• **EXERCISE DESCRIPTION**
Search the material and gather each line with "this" in it.

• **INFORMATION GIVEN**
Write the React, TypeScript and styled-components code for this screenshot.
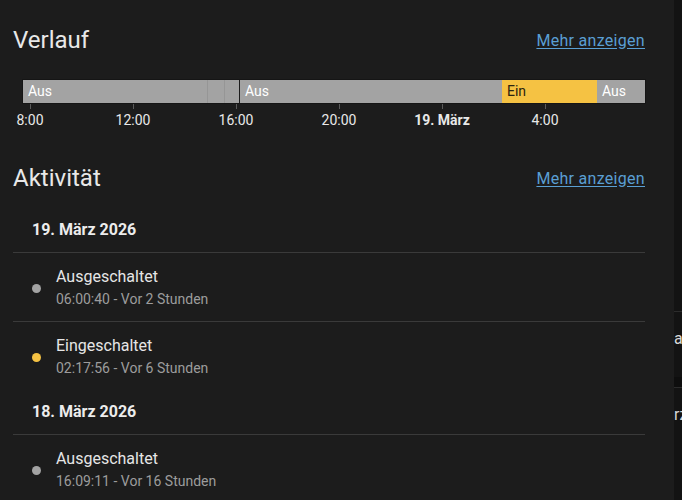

---

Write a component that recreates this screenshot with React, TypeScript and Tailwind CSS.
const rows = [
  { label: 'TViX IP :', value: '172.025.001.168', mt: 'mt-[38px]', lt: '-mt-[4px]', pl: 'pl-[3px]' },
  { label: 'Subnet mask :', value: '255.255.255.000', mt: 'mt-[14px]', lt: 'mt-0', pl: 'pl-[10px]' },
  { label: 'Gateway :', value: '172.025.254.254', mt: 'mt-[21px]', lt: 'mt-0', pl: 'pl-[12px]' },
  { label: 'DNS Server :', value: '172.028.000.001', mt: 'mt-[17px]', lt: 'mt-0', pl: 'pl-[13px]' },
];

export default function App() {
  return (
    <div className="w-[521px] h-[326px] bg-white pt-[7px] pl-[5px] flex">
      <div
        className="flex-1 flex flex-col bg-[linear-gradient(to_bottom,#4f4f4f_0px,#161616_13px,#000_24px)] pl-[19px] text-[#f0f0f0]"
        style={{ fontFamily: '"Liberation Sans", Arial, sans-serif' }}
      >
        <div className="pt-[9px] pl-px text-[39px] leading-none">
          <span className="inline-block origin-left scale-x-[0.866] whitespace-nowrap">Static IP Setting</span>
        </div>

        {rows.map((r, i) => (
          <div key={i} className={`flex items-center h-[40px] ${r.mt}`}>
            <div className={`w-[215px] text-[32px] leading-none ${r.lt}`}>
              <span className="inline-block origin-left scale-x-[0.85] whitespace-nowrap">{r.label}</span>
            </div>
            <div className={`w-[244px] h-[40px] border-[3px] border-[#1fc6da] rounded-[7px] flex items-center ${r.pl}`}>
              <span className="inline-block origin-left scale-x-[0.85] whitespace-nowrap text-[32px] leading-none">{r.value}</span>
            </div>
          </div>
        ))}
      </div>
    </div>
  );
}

• **COMPLETE RESPONSE**
Write the React, TypeScript and styled-components code for this screenshot.
Write a component that recreates this screenshot with React, TypeScript and Tailwind CSS.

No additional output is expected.